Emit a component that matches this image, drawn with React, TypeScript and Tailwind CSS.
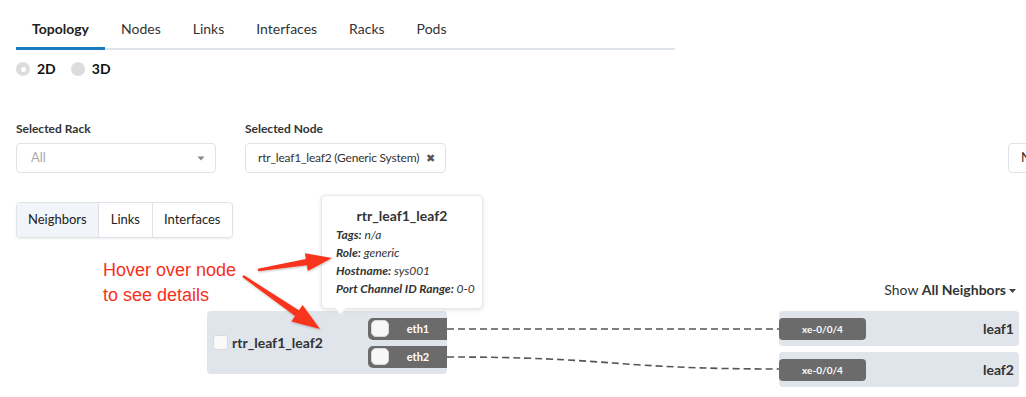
import React from "react";

function arrowPoints(tx: number, ty: number, hx: number, hy: number, headLen: number, headHalf: number, tailHalf: number, neckHalf: number) {
  const dx = hx - tx;
  const dy = hy - ty;
  const len = Math.sqrt(dx * dx + dy * dy);
  const ux = dx / len;
  const uy = dy / len;
  const px = -uy;
  const py = ux;
  const bx = hx - ux * headLen;
  const by = hy - uy * headLen;
  const pts: [number, number][] = [
    [tx + px * tailHalf, ty + py * tailHalf],
    [bx + px * neckHalf, by + py * neckHalf],
    [bx + px * headHalf, by + py * headHalf],
    [hx, hy],
    [bx - px * headHalf, by - py * headHalf],
    [bx - px * neckHalf, by - py * neckHalf],
    [tx - px * tailHalf, ty - py * tailHalf],
  ];
  return pts.map((p) => `${p[0].toFixed(1)},${p[1].toFixed(1)}`).join(" ");
}

function PortPill({ label }: { label: string }) {
  return (
    <div className="flex h-[22px] w-[79px] items-center rounded-l-[5px] bg-[#6b6b6b] pl-[3px]">
      <div className="h-[17px] w-[18px] rounded-[5px] border border-[#d8d8d8] bg-[#f7f7f7]" />
      <div className="flex-1 text-center text-[11px] font-bold leading-none text-white">{label}</div>
    </div>
  );
}

function NeighborBox({ name }: { name: string }) {
  return (
    <div className="flex h-[35px] w-[240px] items-start justify-between rounded-[4px] bg-[#e0e4eb]">
      <div className="mt-[7px] flex h-[22px] w-[87px] items-center justify-center rounded-[4px] bg-[#6b6b6b] text-[10px] font-bold text-white">
        xe-0/0/4
      </div>
      <div className="mr-[5px] mt-[8px] text-[14px] font-bold leading-[20px] text-[#333]">{name}</div>
    </div>
  );
}

export default function App() {
  const tabs = ["Topology", "Nodes", "Links", "Interfaces", "Racks", "Pods"];
  return (
    <div className="relative h-[397px] w-[1026px] overflow-hidden bg-white font-['Lato',sans-serif] text-[#333]">
      {/* Tabs */}
      <div className="ml-4 mt-[10px] flex w-[659px] border-b-2 border-[#dfe4ea]">
        {tabs.map((t, i) => (
          <div
            key={t}
            className={
              i === 0
                ? "-mb-[2px] border-b-[3px] border-[#1a7ac0] px-4 pb-[8px] pt-[9px] text-[14px] font-bold leading-[20px] text-[#222]"
                : "-mb-[2px] border-b-[3px] border-transparent px-4 pb-[8px] pt-[9px] text-[14px] leading-[20px] text-[#333]"
            }
          >
            {t}
          </div>
        ))}
      </div>

      {/* Radio */}
      <div className="ml-4 mt-[9px] flex items-center text-[14px] font-bold leading-[20px] text-[#111]">
        <div className="flex h-[14px] w-[14px] items-center justify-center rounded-full bg-[#dcdcdc]">
          <div className="h-[5px] w-[5px] rounded-full bg-white" />
        </div>
        <span className="ml-[7px]">2D</span>
        <div className="ml-[15px] h-[14px] w-[14px] rounded-full bg-[#dcdcdc]" />
        <span className="ml-[7px]">3D</span>
      </div>

      {/* Filters */}
      <div className="ml-4 mt-[42px] flex">
        <div className="w-[200px] shrink-0">
          <div className="text-[12px] font-bold leading-[16px] text-[#333]">Selected Rack</div>
          <div className="mt-[6px] flex h-[30px] items-center justify-between rounded-[4px] border border-[#dfe3e8] pl-[14px] pr-[10px]">
            <span className="text-[13px] text-[#aaa]">All</span>
            <svg width="8" height="5" viewBox="0 0 8 5">
              <path d="M0.5 0.5 L7.5 0.5 L4 4.5 Z" fill="#888" />
            </svg>
          </div>
        </div>
        <div className="ml-[29px] w-[201px] shrink-0">
          <div className="text-[12px] font-bold leading-[16px] text-[#333]">Selected Node</div>
          <div className="mt-[6px] flex h-[30px] items-center justify-between rounded-[4px] border border-[#dfe3e8] pl-[12px] pr-[10px]">
            <span className="whitespace-nowrap text-[12px] tracking-[-0.2px] text-[#333]">rtr_leaf1_leaf2 (Generic System)</span>
            <span className="text-[11px] text-[#555]">✖</span>
          </div>
        </div>
        <div className="ml-[562px] w-[200px] shrink-0">
          <div className="h-[16px]" />
          <div className="mt-[6px] flex h-[30px] items-center rounded-[4px] border border-[#dfe3e8] pl-[12px]">
            <span className="text-[13px] text-[#333]">N</span>
          </div>
        </div>
      </div>

      {/* Button group */}
      <div className="ml-4 mt-[29px] flex h-[36px] w-fit overflow-hidden rounded-[4px] border border-[#dfe3e8] text-[13px] text-[#222] shadow-[0_1px_2px_rgba(0,0,0,0.08)]">
        <div className="flex items-center bg-[#f1f4f8] px-[11px]">Neighbors</div>
        <div className="flex items-center border-l border-[#dfe3e8] px-[12px]">Links</div>
        <div className="flex items-center border-l border-[#dfe3e8] px-[11px]">Interfaces</div>
      </div>

      {/* Show all neighbors */}
      <div className="mt-[42px] flex justify-end pr-[10px] text-[14px] leading-[20px] text-[#333]">
        <span>Show&nbsp;</span>
        <span className="font-bold">All Neighbors</span>
        <svg className="ml-[3px] mt-[9px]" width="7" height="4" viewBox="0 0 7 4">
          <path d="M0 0 L7 0 L3.5 4 Z" fill="#444" />
        </svg>
      </div>

      {/* Canvas */}
      <div className="relative h-[97px]">
        <svg className="absolute left-0 top-0" width="1026" height="97">
          <path d="M447 29 L779 29" stroke="#555" strokeWidth="1.6" strokeDasharray="7 4" fill="none" />
          <path d="M447 57 C 613 57, 613 69, 779 69" stroke="#555" strokeWidth="1.6" strokeDasharray="7 4" fill="none" />
        </svg>

        <div className="absolute left-[207px] top-[11px] flex h-[63px] w-[240px] items-center justify-between rounded-[4px] bg-[#e0e4eb] pl-[6px]">
          <div className="flex items-center">
            <div className="h-[15px] w-[15px] rounded-[3px] border border-[#dadada] bg-[#f9f9f9]" />
            <span className="ml-[4px] text-[14px] font-bold text-[#333]">rtr_leaf1_leaf2</span>
          </div>
          <div className="flex flex-col gap-[6px]">
            <PortPill label="eth1" />
            <PortPill label="eth2" />
          </div>
        </div>

        <div className="absolute left-[779px] top-[11px] flex flex-col gap-[6px]">
          <NeighborBox name="leaf1" />
          <NeighborBox name="leaf2" />
        </div>
      </div>

      {/* Tooltip */}
      <div className="absolute left-[321px] top-[195px] w-[162px] rounded-[5px] border border-[#e6e8eb] bg-white pb-[10px] pl-[14px] pt-[10px] shadow-[0_1px_4px_rgba(0,0,0,0.12)]">
        <div className="pr-[14px] text-center text-[14px] font-bold leading-[20px] text-[#333]">rtr_leaf1_leaf2</div>
        <div className="text-[12px] italic leading-[18px] text-[#333]">
          <div><span className="font-bold">Tags:</span> n/a</div>
          <div><span className="font-bold">Role:</span> generic</div>
          <div><span className="font-bold">Hostname:</span> sys001</div>
          <div><span className="font-bold">Port Channel ID Range:</span> 0-0</div>
        </div>
        <div className="absolute bottom-[-5px] left-[14px] h-[9px] w-[9px] rotate-45 border-b border-r border-[#e6e8eb] bg-white" />
      </div>

      {/* Annotation */}
      <div className="absolute left-[103px] top-[258px] font-['Liberation_Sans',Arial,sans-serif] text-[18px] leading-[25px] text-[#f7301c]">
        <div>Hover over node</div>
        <div>to see details</div>
      </div>
      <svg className="absolute left-0 top-0" width="1026" height="397" style={{ pointerEvents: "none" }}>
        <defs>
          <filter id="sh" x="-20%" y="-20%" width="140%" height="140%">
            <feDropShadow dx="0.5" dy="1" stdDeviation="0.8" floodColor="#000" floodOpacity="0.25" />
          </filter>
        </defs>
        <polygon points={arrowPoints(258, 270, 332, 258, 26, 9, 1.2, 3.2)} fill="#f8361f" filter="url(#sh)" />
        <polygon points={arrowPoints(243, 276, 320, 329, 28, 10, 1.2, 3.4)} fill="#f8361f" filter="url(#sh)" />
      </svg>
    </div>
  );
}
· · ·
# [INSTRUCTIONS FOR THE TASK]
Would you reproduce the lines above, from the very first through the line containing "import React from", exactly and without the pictures?

# [FINAL RESULT]
Emit a component that matches this image, drawn with React, TypeScript and Tailwind CSS.
import React from "react";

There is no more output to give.